§ **Job**: Give the number of lines in the listing that hold the word "styles". Write nothing but that number.

§ **Collected data**:
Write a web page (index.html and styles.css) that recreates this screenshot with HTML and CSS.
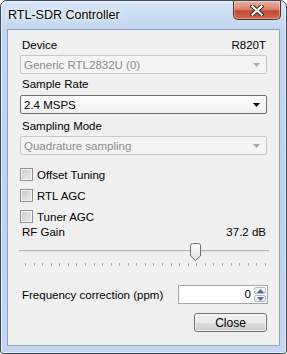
FILE: index.html
```html
<!DOCTYPE html>
<html>
  <head>
    <title>RTL-SDR Controller</title>
    <link rel="stylesheet" href="styles.css">
  </head>
  <body>
    <div id="window">
      <div id="titlebar">
        <div id="titlebar-title">RTL-SDR Controller</div>
        <div id="close-x">
          <svg width="14" height="11" viewBox="0 0 14 11">
            <path d="M2.5 1.5 L11.5 9.5 M11.5 1.5 L2.5 9.5" stroke="#3a2a28" stroke-width="4.2" stroke-linecap="square"/>
            <path d="M2.5 1.5 L11.5 9.5 M11.5 1.5 L2.5 9.5" stroke="#ffffff" stroke-width="2.2" stroke-linecap="square"/>
          </svg>
        </div>
      </div>
      <div id="client">
        <div class="label-row label-device">
          <span>Device</span>
          <span>R820T</span>
        </div>
        <div class="combo disabled combo-device">
          <span>Generic RTL2832U (0)</span>
          <svg class="arrow" width="7" height="4" viewBox="0 0 7 4"><path d="M0 0 H7 L3.5 4 Z"/></svg>
        </div>
        <div class="label-row label-rate">
          <span>Sample Rate</span>
        </div>
        <div class="combo combo-rate">
          <span>2.4 MSPS</span>
          <svg class="arrow" width="7" height="4" viewBox="0 0 7 4"><path d="M0 0 H7 L3.5 4 Z"/></svg>
        </div>
        <div class="label-row label-mode">
          <span>Sampling Mode</span>
        </div>
        <div class="combo disabled combo-mode">
          <span>Quadrature sampling</span>
          <svg class="arrow" width="7" height="4" viewBox="0 0 7 4"><path d="M0 0 H7 L3.5 4 Z"/></svg>
        </div>
        <div class="checks">
          <div class="check-row"><span class="checkbox"></span><span>Offset Tuning</span></div>
          <div class="check-row"><span class="checkbox"></span><span>RTL AGC</span></div>
          <div class="check-row"><span class="checkbox"></span><span>Tuner AGC</span></div>
        </div>
        <div class="label-row label-gain">
          <span>RF Gain</span>
          <span>37.2 dB</span>
        </div>
        <div class="slider">
          <div class="slider-track"></div>
          <div class="slider-ticks">
            <i></i><i></i><i></i><i></i><i></i><i></i><i></i><i></i><i></i><i></i>
            <i></i><i></i><i></i><i></i><i></i><i></i><i></i><i></i><i></i><i></i>
            <i></i><i></i><i></i><i></i><i></i><i></i><i></i><i></i><i></i>
          </div>
          <svg class="slider-thumb" style="left: 171px" width="11" height="18" viewBox="0 0 11 18">
            <defs>
              <linearGradient id="thumb-fill" x1="0" y1="0" x2="0" y2="1">
                <stop offset="0" stop-color="#ffffff"/>
                <stop offset="1" stop-color="#dcdcdc"/>
              </linearGradient>
            </defs>
            <path d="M0.5 2.5 Q0.5 0.5 2.5 0.5 H8.5 Q10.5 0.5 10.5 2.5 V13 L5.5 17.5 L0.5 13 Z" fill="url(#thumb-fill)" stroke="#707070"/>
          </svg>
        </div>
        <div class="freq-row">
          <span>Frequency correction (ppm)</span>
          <div class="spin-box">
            <span class="spin-value">0</span>
            <div class="spin-buttons">
              <div class="spin-btn">
                <svg width="7" height="4" viewBox="0 0 7 4"><path d="M0 4 H7 L3.5 0 Z"/></svg>
              </div>
              <div class="spin-btn">
                <svg width="7" height="4" viewBox="0 0 7 4"><path d="M0 0 H7 L3.5 4 Z"/></svg>
              </div>
            </div>
          </div>
        </div>
        <div class="button-row">
          <button id="close-button">Close</button>
        </div>
      </div>
    </div>
  </body>
</html>
```

FILE: styles.css
```css
* {
  margin: 0;
  padding: 0;
  box-sizing: border-box;
}

body {
  font-family: "Liberation Sans", Arial, sans-serif;
  font-size: 11.5px;
  color: #000;
  background-color: #fff;
}

#window {
  width: 287px;
  height: 354px;
  border: 1px solid #3d4a5a;
  border-radius: 7px 7px 3px 3px;
  background: linear-gradient(#d6e5f6, #c2d7ef 28px, #bdd3ec 60%, #c3d8ef);
  box-shadow: inset 0 0 0 1px rgba(255, 255, 255, 0.55);
  padding: 0 6px 7px 6px;
  display: flex;
  flex-direction: column;
}

#titlebar {
  height: 28px;
  display: flex;
  justify-content: space-between;
  align-items: flex-start;
}

#titlebar-title {
  font-size: 12.5px;
  margin: 7px 0 0 1px;
  line-height: 15px;
  text-shadow: 0 0 6px #ffffff, 0 0 3px #ffffff;
}

#close-x {
  width: 48px;
  height: 19px;
  margin-right: -1px;
  border: 1px solid #54302a;
  border-top: none;
  border-radius: 0 0 5px 5px;
  background: linear-gradient(#eab1a2, #d88673 45%, #c14a34 55%, #d2664c);
  box-shadow: inset 0 0 0 1px rgba(255, 255, 255, 0.35);
  display: flex;
  align-items: center;
  justify-content: center;
}

#client {
  flex: 1;
  background-color: #f0f0f0;
  border: 1px solid #8da2bd;
  padding: 0 12px;
  display: flex;
  flex-direction: column;
}

.label-row {
  display: flex;
  justify-content: space-between;
  line-height: 15px;
  padding: 0 1px 0 2px;
}

.label-device {
  margin-top: 8px;
}

.label-rate {
  margin-top: 3px;
}

.label-mode {
  margin-top: 5px;
}

.label-gain {
  margin-top: 2px;
}

.combo {
  height: 19px;
  margin-top: 2px;
  border: 1px solid #6f6f6f;
  border-radius: 2px;
  background: linear-gradient(#fdfdfd, #f1f1f1);
  display: flex;
  align-items: center;
  justify-content: space-between;
  padding: 0 6px 0 3px;
}

.combo-rate {
  margin-top: 3px;
}

.combo .arrow {
  fill: #000;
}

.combo.disabled {
  border-color: #c6c6c6;
  background: #f4f4f4;
  color: #8d8d8d;
}

.combo.disabled .arrow {
  fill: #a8a8a8;
}

.checks {
  margin-top: 13px;
  display: flex;
  flex-direction: column;
  gap: 8px;
}

.check-row {
  display: flex;
  align-items: center;
  height: 13px;
  gap: 4px;
}

.checkbox {
  width: 13px;
  height: 13px;
  border: 1px solid #8e8f8f;
  background: linear-gradient(135deg, #c4c8ce, #eeeeee);
  box-shadow: inset 0 0 0 1px #f4f4f4;
}

.slider {
  position: relative;
  height: 28px;
  margin: 0 -2px 0 -1px;
}

.slider-track {
  margin-top: 10px;
  height: 2px;
  border-top: 1px solid #b4b4b4;
  border-bottom: 1px solid #e6e6e6;
}

.slider-ticks {
  margin-top: 11px;
  padding: 0 3px 0 6px;
  display: flex;
  justify-content: space-between;
}

.slider-ticks i {
  width: 1px;
  height: 3px;
  background-color: #b0b0b0;
}

.slider-thumb {
  position: absolute;
  top: 3px;
}

.freq-row {
  margin-top: 17px;
  display: flex;
  justify-content: space-between;
  align-items: center;
  padding-left: 2px;
}

.spin-box {
  width: 90px;
  height: 19px;
  margin-right: -1px;
  border: 1px solid #a6a6a6;
  background-color: #fff;
  display: flex;
  align-items: stretch;
  justify-content: flex-end;
  padding: 1px;
}

.spin-value {
  line-height: 15px;
  padding-right: 3px;
}

.spin-buttons {
  width: 12px;
  display: flex;
  flex-direction: column;
  gap: 1px;
}

.spin-btn {
  flex: 1;
  border: 1px solid #b4bac4;
  border-radius: 2px;
  background: linear-gradient(#f4f6f9, #dfe4ea);
  display: flex;
  align-items: center;
  justify-content: center;
}

.spin-btn svg {
  fill: #4d6a94;
}

.button-row {
  margin-top: 9px;
  display: flex;
  justify-content: flex-end;
}

#close-button {
  width: 73px;
  height: 19px;
  font-family: inherit;
  font-size: 12px;
  border: 1px solid #707070;
  border-radius: 3px;
  background: linear-gradient(#f2f2f2, #ebebeb 50%, #dddddd 50%, #cfcfcf);
  box-shadow: inset 0 0 0 1px rgba(255, 255, 255, 0.7);
  color: #000;
}
```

§ **Solution for this task**: 3